Here’s something wonderful. There are a few video clips of Billy Sunday preaching. You can find them on YouTube. One is a short clip entitled “Billy Sunday Burns Up the Backsliding World.” Billy always fought the sale of liquor, and you’ll find some clips of his sermons about that. You can also find some Homer Rodeheaver clips online.

Here are some classic Billy Sunday quotes:

• Whiskey is all right in its place—but its place is hell.

• I believe that a long step toward public morality will have been taken when sins are called by their right names.

• Your reputation is what people say about you. Your character is what God and your wife know about you.

• If you took no more care of yourself physically than spiritually, you’d be just as dried up physically as you are spiritually.

• If you live wrong you can’t die right.

• There is more power in a mother’s hand than in a king’s scepter.

• Going to church doesn’t make a man a Christian, any more than going to a garage makes him an automobile.

But here is my favorite Billy Sunday quote. I sometimes wonder if he wrote it or found it somewhere else because it’s not rough as a corncob like he was, but eloquent. But Billy could also be eloquent too, and I’ve found it attributed to no one but him.

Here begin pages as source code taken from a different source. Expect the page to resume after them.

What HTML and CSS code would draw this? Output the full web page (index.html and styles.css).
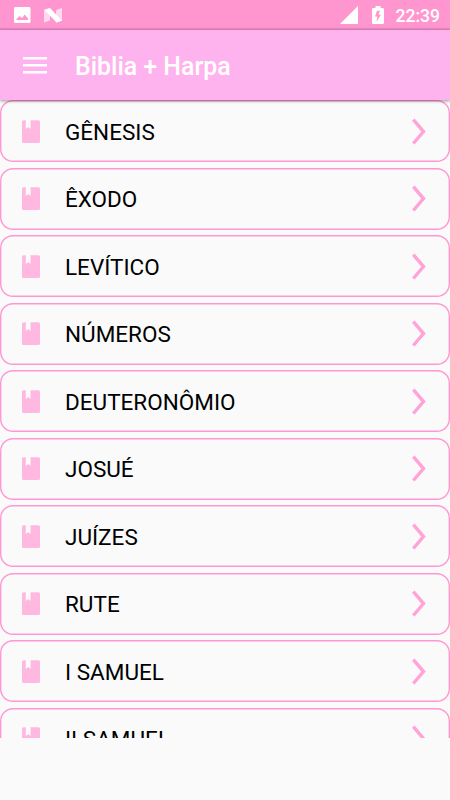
FILE: index.html
```html
<!DOCTYPE html>
<html lang="pt">
<head>
<meta charset="utf-8">
<title>Biblia + Harpa</title>
<link rel="stylesheet" href="styles.css">
</head>
<body>
<svg class="defs" aria-hidden="true">
  <symbol id="book" viewBox="0 0 18 23"><path d="M1.5 0.3H3.8V9L6.3 7L8.6 9V0.3H16.5Q18 0.3 18 1.8V21.4Q18 22.9 16.5 22.9H1.5Q0 22.9 0 21.4V1.8Q0 0.3 1.5 0.3Z"/></symbol>
  <symbol id="chevron" viewBox="0 0 14 27"><path d="M1.3 1.7L11.5 13.6L1.3 25.5"/></symbol>
</svg>
<div class="status">
  <svg class="picture" viewBox="0 0 17 16"><path fill-rule="evenodd" d="M1.5 0H15Q16.5 0 16.5 1.5V14.5Q16.5 16 15 16H1.5Q0 16 0 14.5V1.5Q0 0 1.5 0ZM2.5 13H14V11.5L10.8 7.5L8 11L5.5 9L2.5 12Z"/></svg>
  <svg class="nougat" viewBox="0 0 18 15"><path opacity=".65" d="M0 2L6 0V12.5L0 14.5ZM12 2L18 0V12.5L12 14.5Z"/><path d="M.5 1.8L6 0L18 12.7L12.5 14.5Z"/></svg>
  <svg class="signal" viewBox="0 0 18 18"><path d="M18 0V18H0Z"/></svg>
  <svg class="battery" viewBox="0 0 12 18"><path fill-rule="evenodd" d="M3.5 0H8.5V2H10.5Q12 2 12 3.3V16.7Q12 18 10.7 18H1.3Q0 18 0 16.7V3.3Q0 2 1.3 2H3.5ZM5 4.7L3 10.5H5.3L4.5 15.7L9 8.8H6.5L8 4.7Z"/></svg>
  <span class="clock">22:39</span>
</div>
<header class="bar">
  <svg class="menu" viewBox="0 0 24 17"><path d="M0 0H24V2.5H0ZM0 7H24V9.5H0ZM0 14H24V16.5H0Z"/></svg>
  <h1>Biblia + Harpa</h1>
</header>
<main class="list">
  <div class="row"><svg class="book"><use href="#book"/></svg><span>GÊNESIS</span><svg class="chevron"><use href="#chevron"/></svg></div>
  <div class="row"><svg class="book"><use href="#book"/></svg><span>ÊXODO</span><svg class="chevron"><use href="#chevron"/></svg></div>
  <div class="row"><svg class="book"><use href="#book"/></svg><span>LEVÍTICO</span><svg class="chevron"><use href="#chevron"/></svg></div>
  <div class="row"><svg class="book"><use href="#book"/></svg><span>NÚMEROS</span><svg class="chevron"><use href="#chevron"/></svg></div>
  <div class="row"><svg class="book"><use href="#book"/></svg><span>DEUTERONÔMIO</span><svg class="chevron"><use href="#chevron"/></svg></div>
  <div class="row"><svg class="book"><use href="#book"/></svg><span>JOSUÉ</span><svg class="chevron"><use href="#chevron"/></svg></div>
  <div class="row"><svg class="book"><use href="#book"/></svg><span>JUÍZES</span><svg class="chevron"><use href="#chevron"/></svg></div>
  <div class="row"><svg class="book"><use href="#book"/></svg><span>RUTE</span><svg class="chevron"><use href="#chevron"/></svg></div>
  <div class="row"><svg class="book"><use href="#book"/></svg><span>I SAMUEL</span><svg class="chevron"><use href="#chevron"/></svg></div>
  <div class="row"><svg class="book"><use href="#book"/></svg><span>II SAMUEL</span><svg class="chevron"><use href="#chevron"/></svg></div>
</main>
</body>
</html>
```
FILE: styles.css
```css
* { box-sizing: border-box; }

body {
  margin: 0;
  height: 800px;
  overflow: hidden;
  background: #fafafa;
  color: #000;
  font-family: Roboto, "Liberation Sans", sans-serif;
}

.defs { display: none; }

.status {
  display: flex;
  height: 30px;
  padding: 0 10px 0 14px;
  background: linear-gradient(#ff96cf 27px, #d981b4);
  fill: #fff;
  color: #fff;
}

.picture { width: 17px; height: 16px; margin-top: 7px; }
.nougat { width: 18px; height: 15px; margin: 8px 0 0 13px; }
.signal { width: 18px; height: 18px; margin: 6px 0 0 auto; }
.battery { width: 12px; height: 18px; margin: 6px 12px 0 14px; }
.clock { font-size: 17.5px; font-weight: 500; line-height: 32px; }

.bar {
  position: relative;
  z-index: 1;
  display: flex;
  align-items: center;
  height: 70px;
  padding-left: 23px;
  background: #ffb3ee;
  box-shadow: 0 1px 3px rgba(0, 0, 0, 0.4);
}

.menu { width: 24px; height: 17px; fill: #fff; }

h1 {
  margin: 3px 0 0 28px;
  color: #fff;
  font-size: 24.9px;
  font-weight: 500;
  line-height: 30px;
}

.list {
  display: flex;
  flex-direction: column;
  gap: 5.5px;
  height: 637.5px;
  overflow: hidden;
}

.row {
  display: flex;
  flex: none;
  align-items: center;
  height: 62px;
  padding: 0 24px 0 22px;
  border-radius: 13px;
  box-shadow: inset 0 0 0 1.4px #ff97d3;
  font-size: 22.5px;
  line-height: 28px;
}

.book { width: 18px; height: 23px; fill: #ffb9e0; }
.row span { margin: 1.5px 0 0 25px; }

.chevron {
  width: 14px;
  height: 27px;
  margin-left: auto;
  fill: none;
  stroke: #ffa3d8;
  stroke-width: 3.4;
}
```
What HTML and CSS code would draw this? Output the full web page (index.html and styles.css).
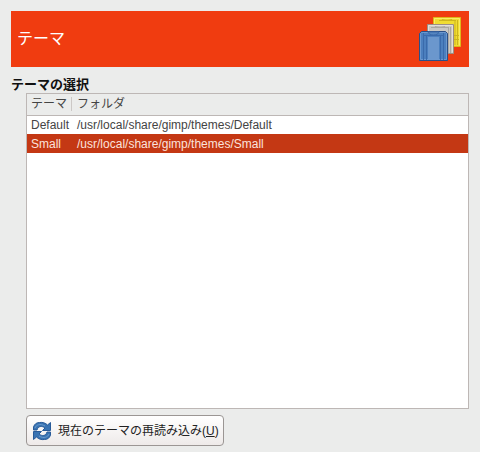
FILE: index.html
```html
<!DOCTYPE html>
<html lang="ja">
<head>
<meta charset="utf-8">
<title>テーマ</title>
<link rel="stylesheet" href="styles.css">
</head>
<body>
<main class="page">
  <header class="banner">
    <h1 class="banner-title">テーマ</h1>
    <svg class="banner-icon" width="44" height="48" viewBox="0 0 44 48" aria-hidden="true">
      <g>
        <path d="M14.500 2.500h27v29h-27z" fill="#f0dc32" stroke="#e0b818"/>
        <path d="M36 5v25M38.500 5v25M20 5.500h17M22 3c1 3 11 3 12 0M35 20.500h6M35 24.500h6" fill="none" stroke="#cdb51c"/>
        <path d="M15.500 30V3.500h25v27" fill="none" stroke="#f8ec68"/>
      </g>
      <g>
        <path d="M8.500 9.500h26v29h-26z" fill="#cbc8c3" stroke="#9c8e86"/>
        <path d="M29.500 12v26M31.500 12v26M12 12.500h17M15 10c1 3 11 3 12 0" fill="none" stroke="#aaa7a1"/>
        <path d="M9.500 37V10.500h24v27" fill="none" stroke="#e2dfda"/>
      </g>
      <g>
        <path d="M.5 18.500l2-2h24l2 2v27H.5z" fill="#4b7fbe" stroke="#2b4f87"/>
        <path d="M9 22h11v23H9z" fill="#6b97cd"/>
        <path d="M1.500 44.500V18.500l1-1h24l1 1v26z" fill="none" stroke="#6c98ce"/>
        <path d="M4.500 18v27M7.500 21v24M21.500 21v24M24.500 18v27M5 20.500h19" fill="none" stroke="#3a6aab"/>
        <path d="M9 17c1 4 10 4 11 0z" fill="#5686c0" stroke="#3a6aab"/>
      </g>
    </svg>
  </header>
  <section class="themes">
    <h2 class="themes-title" id="themes-title">テーマの選択</h2>
    <div class="themes-body">
      <div class="list">
        <table class="theme-table" aria-labelledby="themes-title">
          <thead>
            <tr><th class="name" scope="col"><span class="divided">テーマ</span></th><th scope="col">フォルダ</th></tr>
          </thead>
          <tbody>
            <tr><td>Default</td><td>/usr/local/share/gimp/themes/Default</td></tr>
            <tr class="selected" aria-selected="true"><td>Small</td><td>/usr/local/share/gimp/themes/Small</td></tr>
          </tbody>
        </table>
      </div>
      <button class="reload" type="button" accesskey="u">
        <svg width="20" height="20" viewBox="0 0 20 20" aria-hidden="true">
          <path d="M1.500 9V6c1-3 3-4.500 6-4.500 3-.5 6 .5 8 2.500l3-2.500v8h-8l2.500-2.500C10 4.500 6 5 5 9z" fill="#3973b2" stroke="#285a98"/>
          <path d="M18.500 11v3c-1 3-3 4.500-6 4.500-3 .5-6-.5-8-2.500l-3 2.500v-8h8L7 13c3 2.500 7 2 8-2z" fill="#3973b2" stroke="#285a98"/>
          <path d="M3 7c1-3 5-5 10-2M17 13c-1 3-5 5-10 2" fill="none" stroke="#6b9bcd"/>
        </svg>
        <span>現在のテーマの再読み込み(<u>U</u>)</span>
      </button>
    </div>
  </section>
</main>
</body>
</html>
```
FILE: styles.css
```css
* {
  box-sizing: border-box;
}

body {
  margin: 0;
  background: #ebeceb;
  color: #444;
  font: 12px/18px "Liberation Sans", "Noto Sans CJK JP", sans-serif;
}

.page {
  display: flex;
  flex-direction: column;
  gap: 10px;
  min-height: 100vh;
  padding: 11px 11px 6px;
}

.banner {
  display: flex;
  align-items: center;
  justify-content: space-between;
  padding: 4px 6px;
  background: #f03c10;
  color: #fff;
}

.banner-title {
  margin: 0;
  font-size: 16px;
  line-height: 24px;
  font-weight: 400;
}

.banner-icon {
  display: block;
}

.themes,
.themes-body {
  display: flex;
  flex: 1;
  flex-direction: column;
}

.themes-title {
  margin: 0;
  color: #111;
  font-size: 13px;
  line-height: 16px;
  font-weight: 700;
}

.themes-body {
  gap: 6px;
  padding-left: 15px;
}

.list {
  flex: 1;
  border: 1px solid #bdb7b5;
  background: #fff;
}

.theme-table {
  width: 100%;
  border-collapse: collapse;
}

.theme-table th,
.theme-table td {
  height: 19px;
  padding: 0 4px;
  text-align: left;
  font-weight: 400;
  white-space: nowrap;
}

.theme-table th {
  height: 21px;
  border-bottom: 1px solid #bdb7b5;
  background: #ebeceb;
}

.theme-table .name {
  width: 46px;
  padding-right: 1px;
}

.divided {
  display: block;
  border-right: 1px solid #ccc8c6;
  line-height: 14px;
}

.theme-table .selected td {
  background: #c43814;
  color: #fbe3dc;
}

.reload {
  display: flex;
  align-items: center;
  align-self: flex-start;
  gap: 6px;
  height: 31px;
  padding: 0 4px 0 5px;
  border: 1px solid #9b9694;
  border-radius: 4px;
  background: linear-gradient(#fff, #eeeae9);
  color: #222;
  font: inherit;
}
```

Twenty-nine years ago, with the Holy Spirit as my Guide, I entered at the portico of Genesis, walked down the corridor of the Old Testament art galleries, where pictures of Noah, Abraham, Moses, Joseph, Isaac, Jacob, and Daniel hung on the wall. I passed into the music room of Psalms where the Spirit sweeps the keyboard of nature until it seems that every reed and pipe in God’s great organ responds to the harp of David, the sweet singer of Israel.

I entered the chamber of Ecclesiastes, where the voice of the preacher is heard, and into the conservatory of Sharon and the Lily of the Valley where sweet spices filled and perfumed my life. I entered the business office of Proverbs and on into the observatory of the prophets where I saw telescopes of various sizes pointing to far off events, concentrating on the bright and morning Star which was to rise above the moonlit hills of Judea for our salvation and redemption.

I entered the audience room of the King of Kings, catching a vision written by Matthew, Mark, Luke, and John. Thence into the correspondence room with Paul, Peter, James, and John writing the Epistles.

I stepped into the throne room of Revelation where tower the glittering peaks, where sits the King of Kings upon His throne of glory with the healing of the nations in His hand, and I cried out:

All hail the power of Jesus’ name!
Let angels’ prostrate fall;
Bring forth the royal diadem
And crown Him Lord of all.

Well, thank you for digging into an interesting slice of American church history with me.